You have to think about what you want out of a 64 bit architecture. To me they are 64 bit addressing, and 64 bit data.
Both architectures are capable of 64 bit addressing as far as I can see (actual implementations will probably be limited e.g. the initial AMD chip will initially be 48 bits of virtual address space I believe). How each handles the moving those addresses around will be critical to performance.
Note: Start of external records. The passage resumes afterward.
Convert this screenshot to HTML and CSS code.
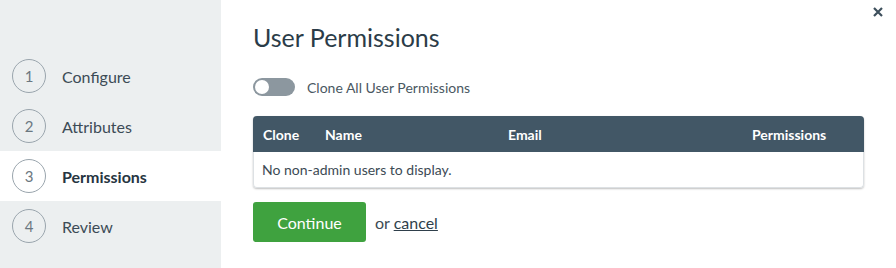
FILE: index.html
```html
<!DOCTYPE html>
<html>
<head>
<meta charset="utf-8">
<link rel="stylesheet" href="styles.css">
</head>
<body>
<div class="modal">
  <aside class="steps">
    <div class="step"><span class="num">1</span><span class="label">Configure</span></div>
    <div class="step"><span class="num">2</span><span class="label">Attributes</span></div>
    <div class="step active"><span class="num">3</span><span class="label">Permissions</span></div>
    <div class="step"><span class="num">4</span><span class="label">Review</span></div>
  </aside>
  <main class="content">
    <h1 class="title">User Permissions</h1>
    <label class="toggle-row">
      <span class="toggle"><span class="knob"></span></span>
      <span class="toggle-label">Clone All User Permissions</span>
    </label>
    <div class="table">
      <div class="thead">
        <span class="c-clone">Clone</span>
        <span class="c-name">Name</span>
        <span class="c-email">Email</span>
        <span class="c-perm">Permissions</span>
      </div>
      <div class="tbody">No non-admin users to display.</div>
    </div>
    <div class="actions">
      <button class="btn">Continue</button>
      <span class="or">or <a href="#" class="cancel">cancel</a></span>
    </div>
  </main>
  <button class="close" aria-label="Close">
    <svg width="10" height="10" viewBox="0 0 10 10"><path d="M1 1 L9 9 M9 1 L1 9" stroke="#3d4f5c" stroke-width="2.2" stroke-linecap="butt"/></svg>
  </button>
</div>
</body>
</html>
```
FILE: styles.css
```css
* { box-sizing: border-box; }
html, body { margin: 0; padding: 0; background: #fff; }
body { font-family: Lato, "Open Sans", sans-serif; color: #2f3f4b; }
.modal { position: relative; display: flex; width: 896px; height: 268px; }
.steps { width: 221px; background: #eceff0; padding-top: 51px; flex: none; }
.step { display: flex; align-items: center; height: 50px; padding-left: 12px; }
.step.active { background: #fff; }
.num { width: 34px; height: 34px; border: 1px solid #9aa5ad; border-radius: 50%; display: flex; align-items: center; justify-content: center; font-size: 15px; color: #6b7780; }
.label { margin-left: 16px; font-size: 16px; color: #3c4b56; }
.step.active .label { font-weight: 700; color: #263541; }
.content { flex: 1; padding: 22px 32px 0 32px; }
.title { margin: 0; font-size: 25px; font-weight: 400; color: #2b3c48; line-height: 31px; }
.toggle-row { display: flex; align-items: center; margin-top: 25px; height: 18px; }
.toggle { width: 42px; height: 18px; border-radius: 9px; background: #8c979f; position: relative; flex: none; }
.knob { position: absolute; left: 2px; top: 2px; width: 14px; height: 14px; border-radius: 50%; background: #fff; }
.toggle-label { margin-left: 12px; font-size: 14px; color: #4a5862; }
.table { margin-top: 20px; width: 611px; border-radius: 4px; box-shadow: 0 1px 2px rgba(0,0,0,0.25); border: 1px solid #dde1e4; border-top: none; }
.thead { display: flex; align-items: center; height: 36px; background: #425766; border-radius: 4px 4px 0 0; color: #fff; font-weight: 700; font-size: 14px; padding-left: 10px; margin: 0 -1px; }
.c-clone { width: 62px; }
.c-name { width: 183px; }
.c-email { width: 244px; }
.tbody { height: 35px; display: flex; align-items: center; padding-left: 8px; font-size: 14px; color: #3c4a54; }
.actions { display: flex; align-items: center; margin-top: 14px; }
.btn { width: 113px; height: 40px; border: none; border-radius: 3px; background: #3fa23f; color: #fff; font-family: inherit; font-size: 16px; padding: 0; }
.or { margin-left: 9px; font-size: 16px; color: #3c4a54; }
.cancel { color: #2f3f4b; text-decoration: underline; }
.close { position: absolute; right: 13px; top: 7px; background: none; border: none; padding: 0; width: 10px; height: 10px; display: block; }
.close svg { display: block; }
```
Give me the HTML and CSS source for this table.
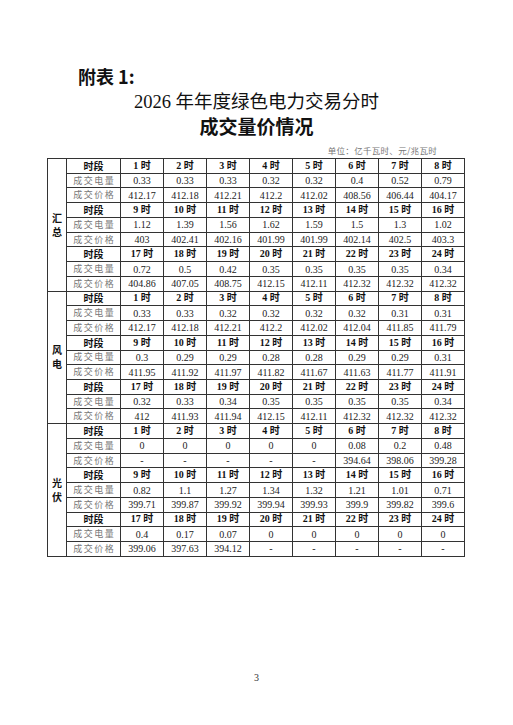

The major differences are in the handling of 64 bit data. The AMD chip extends the existing size of the registers to 32 bits and adds another set of 8 registers. The Intel one on the other hands supplies *heaps* of registers. While this would put the intel chip way in front, the downside is loading & storing registers when you change stack frames (calling a function). The rotating register stack helps, but eventually nesting of procedures can result in register spill. In some ways, the IA64 resembles a stack machine, but that's a dirty word these days - perhaps the terminology was avoided for those reasons.
Having written compilers over the years, I can definitely say that the i386 has suffered a severe shortage of registers. It's not a lot better than the pdp-11 (8 registers, 1 of which was the PC). As a result of this shortage, most languages run like a dog on the x386. They were even worse with the x86 because registers were dedicated to specific activities. It's also probably a good reason why cache performance has always been critical to getting i386 working well.
Having looked at both, my money will probably be with the AMD solution as it is an incremental design, not a revolutionary change. This affects the amount of work required to port existing code bases (OS core and compilers) to 64 bits. For example, my own OS could probably be ported relatively quickly to x86-64 much more quickly than with IA64.
Eventual performance differences will probably depend on the languages implemented and the programming styles applied. In my opinion, 16 general purpose registers is probably about as many that a good optimizing compiler would need for the typical C functions.
What both chips promise is the 64 bit addressing. This opens up a new realm for OS design because it allows disks and other structures to be mapped directly into the kernel's virtual address space. This is currently not possible with the current 4G limit because already storage devices are surpassing this limit. It is about time that CPU address space exceeded that of storage as it will allows for more elegant solutions to caching, disk management and swapping.
In the long run though, a new architecture is needed. Computing is likely change signiicantly in the next 10 years with the development of AI and better ways of using computer power. Given this, the IA64 might be the one which wins out in the long run because of the totally different view of execution. It does however assume that we finally make a break from the curse of legacy computing.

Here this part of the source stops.